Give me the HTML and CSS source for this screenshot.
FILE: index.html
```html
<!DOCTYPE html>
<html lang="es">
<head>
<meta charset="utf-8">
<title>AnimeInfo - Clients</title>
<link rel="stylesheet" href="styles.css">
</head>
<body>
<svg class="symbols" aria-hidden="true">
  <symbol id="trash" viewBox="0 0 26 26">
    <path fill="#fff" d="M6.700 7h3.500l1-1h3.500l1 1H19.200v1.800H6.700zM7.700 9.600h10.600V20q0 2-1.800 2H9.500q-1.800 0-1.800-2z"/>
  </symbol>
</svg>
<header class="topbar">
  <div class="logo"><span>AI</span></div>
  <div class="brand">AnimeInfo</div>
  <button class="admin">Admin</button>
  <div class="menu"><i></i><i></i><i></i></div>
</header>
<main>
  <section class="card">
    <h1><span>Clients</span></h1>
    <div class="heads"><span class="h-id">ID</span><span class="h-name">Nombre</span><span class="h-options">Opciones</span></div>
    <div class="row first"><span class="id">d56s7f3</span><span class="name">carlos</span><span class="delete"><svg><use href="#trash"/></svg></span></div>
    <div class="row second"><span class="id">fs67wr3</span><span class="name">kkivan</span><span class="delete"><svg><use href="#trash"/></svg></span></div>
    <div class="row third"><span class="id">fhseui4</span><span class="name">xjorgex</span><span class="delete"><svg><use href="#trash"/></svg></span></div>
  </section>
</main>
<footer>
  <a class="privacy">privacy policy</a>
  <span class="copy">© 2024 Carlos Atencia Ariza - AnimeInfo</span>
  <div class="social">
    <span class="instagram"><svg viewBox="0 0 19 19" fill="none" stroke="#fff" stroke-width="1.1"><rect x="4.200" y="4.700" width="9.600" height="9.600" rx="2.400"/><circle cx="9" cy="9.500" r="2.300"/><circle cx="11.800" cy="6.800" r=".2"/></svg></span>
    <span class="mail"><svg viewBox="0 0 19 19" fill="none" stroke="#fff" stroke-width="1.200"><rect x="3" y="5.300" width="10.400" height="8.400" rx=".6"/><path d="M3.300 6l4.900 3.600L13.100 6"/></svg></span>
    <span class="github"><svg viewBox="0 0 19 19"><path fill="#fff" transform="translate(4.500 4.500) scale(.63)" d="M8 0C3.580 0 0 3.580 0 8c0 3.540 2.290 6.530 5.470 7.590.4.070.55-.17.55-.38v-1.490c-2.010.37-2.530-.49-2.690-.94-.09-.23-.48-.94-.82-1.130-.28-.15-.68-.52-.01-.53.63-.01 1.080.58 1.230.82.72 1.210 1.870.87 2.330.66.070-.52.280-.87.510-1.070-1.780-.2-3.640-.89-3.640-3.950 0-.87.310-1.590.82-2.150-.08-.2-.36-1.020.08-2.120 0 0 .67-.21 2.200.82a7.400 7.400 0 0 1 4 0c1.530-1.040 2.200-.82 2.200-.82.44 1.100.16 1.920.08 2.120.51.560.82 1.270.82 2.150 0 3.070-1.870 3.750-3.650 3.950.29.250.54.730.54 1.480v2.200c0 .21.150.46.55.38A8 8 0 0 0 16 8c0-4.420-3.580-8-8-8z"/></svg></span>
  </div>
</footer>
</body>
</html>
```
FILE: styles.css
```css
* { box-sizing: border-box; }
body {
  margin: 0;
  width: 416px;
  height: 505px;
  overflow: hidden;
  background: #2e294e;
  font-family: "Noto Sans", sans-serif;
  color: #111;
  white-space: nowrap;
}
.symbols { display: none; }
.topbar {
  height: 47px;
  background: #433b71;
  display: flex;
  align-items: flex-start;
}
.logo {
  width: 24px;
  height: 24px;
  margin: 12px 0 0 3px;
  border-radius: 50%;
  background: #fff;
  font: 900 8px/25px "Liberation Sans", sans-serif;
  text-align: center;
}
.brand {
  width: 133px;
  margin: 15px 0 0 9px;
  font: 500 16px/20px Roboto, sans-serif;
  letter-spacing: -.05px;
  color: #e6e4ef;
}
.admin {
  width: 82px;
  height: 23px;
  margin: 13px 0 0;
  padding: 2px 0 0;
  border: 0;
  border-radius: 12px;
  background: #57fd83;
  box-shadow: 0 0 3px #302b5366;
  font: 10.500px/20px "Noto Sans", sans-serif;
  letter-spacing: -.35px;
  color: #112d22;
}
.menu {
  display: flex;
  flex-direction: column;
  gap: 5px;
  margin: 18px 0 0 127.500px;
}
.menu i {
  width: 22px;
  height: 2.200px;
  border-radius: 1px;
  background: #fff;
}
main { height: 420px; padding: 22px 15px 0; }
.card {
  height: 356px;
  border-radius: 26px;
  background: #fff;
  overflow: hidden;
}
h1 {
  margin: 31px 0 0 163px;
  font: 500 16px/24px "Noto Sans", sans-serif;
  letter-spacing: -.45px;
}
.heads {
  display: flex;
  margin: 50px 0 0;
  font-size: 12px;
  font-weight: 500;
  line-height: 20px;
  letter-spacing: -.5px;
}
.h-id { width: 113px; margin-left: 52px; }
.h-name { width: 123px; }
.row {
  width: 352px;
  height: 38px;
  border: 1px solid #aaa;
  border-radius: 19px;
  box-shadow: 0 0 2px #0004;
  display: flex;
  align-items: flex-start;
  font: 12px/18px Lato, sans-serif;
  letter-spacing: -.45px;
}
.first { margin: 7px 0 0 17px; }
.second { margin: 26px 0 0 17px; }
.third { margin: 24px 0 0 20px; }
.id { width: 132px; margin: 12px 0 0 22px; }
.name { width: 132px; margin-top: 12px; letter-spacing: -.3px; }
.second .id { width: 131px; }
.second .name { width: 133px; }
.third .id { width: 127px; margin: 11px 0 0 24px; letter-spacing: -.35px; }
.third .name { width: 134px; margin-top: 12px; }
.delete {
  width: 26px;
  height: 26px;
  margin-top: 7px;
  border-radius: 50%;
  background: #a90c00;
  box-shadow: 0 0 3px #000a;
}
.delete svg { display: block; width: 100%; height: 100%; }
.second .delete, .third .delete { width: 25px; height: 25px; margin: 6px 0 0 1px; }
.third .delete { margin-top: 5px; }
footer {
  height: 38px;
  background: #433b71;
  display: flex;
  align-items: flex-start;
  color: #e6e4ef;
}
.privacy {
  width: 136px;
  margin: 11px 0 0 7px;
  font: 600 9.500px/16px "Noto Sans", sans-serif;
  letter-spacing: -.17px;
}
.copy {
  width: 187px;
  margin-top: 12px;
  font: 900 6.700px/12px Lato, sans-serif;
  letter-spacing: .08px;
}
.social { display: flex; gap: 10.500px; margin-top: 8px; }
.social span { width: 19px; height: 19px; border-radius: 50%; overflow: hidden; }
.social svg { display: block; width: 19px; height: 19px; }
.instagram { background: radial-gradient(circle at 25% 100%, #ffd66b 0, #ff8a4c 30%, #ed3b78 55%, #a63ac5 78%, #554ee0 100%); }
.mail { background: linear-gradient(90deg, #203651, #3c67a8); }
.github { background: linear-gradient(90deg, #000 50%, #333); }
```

AIM OF THE EXERCISE:
Retype the material in full, character for character.

ANSWER TO THE TASK:
Give me the HTML and CSS source for this screenshot.
FILE: index.html
```html
<!DOCTYPE html>
<html lang="es">
<head>
<meta charset="utf-8">
<title>AnimeInfo - Clients</title>
<link rel="stylesheet" href="styles.css">
</head>
<body>
<svg class="symbols" aria-hidden="true">
  <symbol id="trash" viewBox="0 0 26 26">
    <path fill="#fff" d="M6.700 7h3.500l1-1h3.500l1 1H19.200v1.800H6.700zM7.700 9.600h10.600V20q0 2-1.800 2H9.500q-1.800 0-1.800-2z"/>
  </symbol>
</svg>
<header class="topbar">
  <div class="logo"><span>AI</span></div>
  <div class="brand">AnimeInfo</div>
  <button class="admin">Admin</button>
  <div class="menu"><i></i><i></i><i></i></div>
</header>
<main>
  <section class="card">
    <h1><span>Clients</span></h1>
    <div class="heads"><span class="h-id">ID</span><span class="h-name">Nombre</span><span class="h-options">Opciones</span></div>
    <div class="row first"><span class="id">d56s7f3</span><span class="name">carlos</span><span class="delete"><svg><use href="#trash"/></svg></span></div>
    <div class="row second"><span class="id">fs67wr3</span><span class="name">kkivan</span><span class="delete"><svg><use href="#trash"/></svg></span></div>
    <div class="row third"><span class="id">fhseui4</span><span class="name">xjorgex</span><span class="delete"><svg><use href="#trash"/></svg></span></div>
  </section>
</main>
<footer>
  <a class="privacy">privacy policy</a>
  <span class="copy">© 2024 Carlos Atencia Ariza - AnimeInfo</span>
  <div class="social">
    <span class="instagram"><svg viewBox="0 0 19 19" fill="none" stroke="#fff" stroke-width="1.1"><rect x="4.200" y="4.700" width="9.600" height="9.600" rx="2.400"/><circle cx="9" cy="9.500" r="2.300"/><circle cx="11.800" cy="6.800" r=".2"/></svg></span>
    <span class="mail"><svg viewBox="0 0 19 19" fill="none" stroke="#fff" stroke-width="1.200"><rect x="3" y="5.300" width="10.400" height="8.400" rx=".6"/><path d="M3.300 6l4.900 3.600L13.100 6"/></svg></span>
    <span class="github"><svg viewBox="0 0 19 19"><path fill="#fff" transform="translate(4.500 4.500) scale(.63)" d="M8 0C3.580 0 0 3.580 0 8c0 3.540 2.290 6.530 5.470 7.590.4.070.55-.17.55-.38v-1.490c-2.010.37-2.530-.49-2.690-.94-.09-.23-.48-.94-.82-1.130-.28-.15-.68-.52-.01-.53.63-.01 1.080.58 1.230.82.72 1.210 1.870.87 2.330.66.070-.52.280-.87.510-1.070-1.780-.2-3.640-.89-3.640-3.950 0-.87.310-1.590.82-2.150-.08-.2-.36-1.020.08-2.120 0 0 .67-.21 2.200.82a7.400 7.400 0 0 1 4 0c1.530-1.040 2.200-.82 2.200-.82.44 1.100.16 1.920.08 2.120.51.560.82 1.270.82 2.150 0 3.070-1.870 3.750-3.650 3.950.29.250.54.730.54 1.480v2.200c0 .21.150.46.55.38A8 8 0 0 0 16 8c0-4.420-3.580-8-8-8z"/></svg></span>
  </div>
</footer>
</body>
</html>
```
FILE: styles.css
```css
* { box-sizing: border-box; }
body {
  margin: 0;
  width: 416px;
  height: 505px;
  overflow: hidden;
  background: #2e294e;
  font-family: "Noto Sans", sans-serif;
  color: #111;
  white-space: nowrap;
}
.symbols { display: none; }
.topbar {
  height: 47px;
  background: #433b71;
  display: flex;
  align-items: flex-start;
}
.logo {
  width: 24px;
  height: 24px;
  margin: 12px 0 0 3px;
  border-radius: 50%;
  background: #fff;
  font: 900 8px/25px "Liberation Sans", sans-serif;
  text-align: center;
}
.brand {
  width: 133px;
  margin: 15px 0 0 9px;
  font: 500 16px/20px Roboto, sans-serif;
  letter-spacing: -.05px;
  color: #e6e4ef;
}
.admin {
  width: 82px;
  height: 23px;
  margin: 13px 0 0;
  padding: 2px 0 0;
  border: 0;
  border-radius: 12px;
  background: #57fd83;
  box-shadow: 0 0 3px #302b5366;
  font: 10.500px/20px "Noto Sans", sans-serif;
  letter-spacing: -.35px;
  color: #112d22;
}
.menu {
  display: flex;
  flex-direction: column;
  gap: 5px;
  margin: 18px 0 0 127.500px;
}
.menu i {
  width: 22px;
  height: 2.200px;
  border-radius: 1px;
  background: #fff;
}
main { height: 420px; padding: 22px 15px 0; }
.card {
  height: 356px;
  border-radius: 26px;
  background: #fff;
  overflow: hidden;
}
h1 {
  margin: 31px 0 0 163px;
  font: 500 16px/24px "Noto Sans", sans-serif;
  letter-spacing: -.45px;
}
.heads {
  display: flex;
  margin: 50px 0 0;
  font-size: 12px;
  font-weight: 500;
  line-height: 20px;
  letter-spacing: -.5px;
}
.h-id { width: 113px; margin-left: 52px; }
.h-name { width: 123px; }
.row {
  width: 352px;
  height: 38px;
  border: 1px solid #aaa;
  border-radius: 19px;
  box-shadow: 0 0 2px #0004;
  display: flex;
  align-items: flex-start;
  font: 12px/18px Lato, sans-serif;
  letter-spacing: -.45px;
}
.first { margin: 7px 0 0 17px; }
.second { margin: 26px 0 0 17px; }
.third { margin: 24px 0 0 20px; }
.id { width: 132px; margin: 12px 0 0 22px; }
.name { width: 132px; margin-top: 12px; letter-spacing: -.3px; }
.second .id { width: 131px; }
.second .name { width: 133px; }
.third .id { width: 127px; margin: 11px 0 0 24px; letter-spacing: -.35px; }
.third .name { width: 134px; margin-top: 12px; }
.delete {
  width: 26px;
  height: 26px;
  margin-top: 7px;
  border-radius: 50%;
  background: #a90c00;
  box-shadow: 0 0 3px #000a;
}
.delete svg { display: block; width: 100%; height: 100%; }
.second .delete, .third .delete { width: 25px; height: 25px; margin: 6px 0 0 1px; }
.third .delete { margin-top: 5px; }
footer {
  height: 38px;
  background: #433b71;
  display: flex;
  align-items: flex-start;
  color: #e6e4ef;
}
.privacy {
  width: 136px;
  margin: 11px 0 0 7px;
  font: 600 9.500px/16px "Noto Sans", sans-serif;
  letter-spacing: -.17px;
}
.copy {
  width: 187px;
  margin-top: 12px;
  font: 900 6.700px/12px Lato, sans-serif;
  letter-spacing: .08px;
}
.social { display: flex; gap: 10.500px; margin-top: 8px; }
.social span { width: 19px; height: 19px; border-radius: 50%; overflow: hidden; }
.social svg { display: block; width: 19px; height: 19px; }
.instagram { background: radial-gradient(circle at 25% 100%, #ffd66b 0, #ff8a4c 30%, #ed3b78 55%, #a63ac5 78%, #554ee0 100%); }
.mail { background: linear-gradient(90deg, #203651, #3c67a8); }
.github { background: linear-gradient(90deg, #000 50%, #333); }
```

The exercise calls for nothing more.